* Start *

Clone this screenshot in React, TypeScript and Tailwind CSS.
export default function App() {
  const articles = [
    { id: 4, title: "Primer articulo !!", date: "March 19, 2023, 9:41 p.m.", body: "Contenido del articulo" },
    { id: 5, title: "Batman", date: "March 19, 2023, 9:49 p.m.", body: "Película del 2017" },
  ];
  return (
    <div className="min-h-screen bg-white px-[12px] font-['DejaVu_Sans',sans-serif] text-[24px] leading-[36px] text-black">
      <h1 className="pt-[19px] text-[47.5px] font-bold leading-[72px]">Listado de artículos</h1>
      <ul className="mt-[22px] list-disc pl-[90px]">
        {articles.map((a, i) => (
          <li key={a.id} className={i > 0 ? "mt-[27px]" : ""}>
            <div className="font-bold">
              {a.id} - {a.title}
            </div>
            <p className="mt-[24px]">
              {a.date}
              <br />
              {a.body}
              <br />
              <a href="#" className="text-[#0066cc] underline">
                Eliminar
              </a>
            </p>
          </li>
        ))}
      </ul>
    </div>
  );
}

* End *

◆ **WRITTEN PROBLEM**:
Would you give the material above again, complete and exact?

◆ **SOLUTION TO THIS TASK**:
Clone this screenshot in React, TypeScript and Tailwind CSS.
export default function App() {
  const articles = [
    { id: 4, title: "Primer articulo !!", date: "March 19, 2023, 9:41 p.m.", body: "Contenido del articulo" },
    { id: 5, title: "Batman", date: "March 19, 2023, 9:49 p.m.", body: "Película del 2017" },
  ];
  return (
    <div className="min-h-screen bg-white px-[12px] font-['DejaVu_Sans',sans-serif] text-[24px] leading-[36px] text-black">
      <h1 className="pt-[19px] text-[47.5px] font-bold leading-[72px]">Listado de artículos</h1>
      <ul className="mt-[22px] list-disc pl-[90px]">
        {articles.map((a, i) => (
          <li key={a.id} className={i > 0 ? "mt-[27px]" : ""}>
            <div className="font-bold">
              {a.id} - {a.title}
            </div>
            <p className="mt-[24px]">
              {a.date}
              <br />
              {a.body}
              <br />
              <a href="#" className="text-[#0066cc] underline">
                Eliminar
              </a>
            </p>
          </li>
        ))}
      </ul>
    </div>
  );
}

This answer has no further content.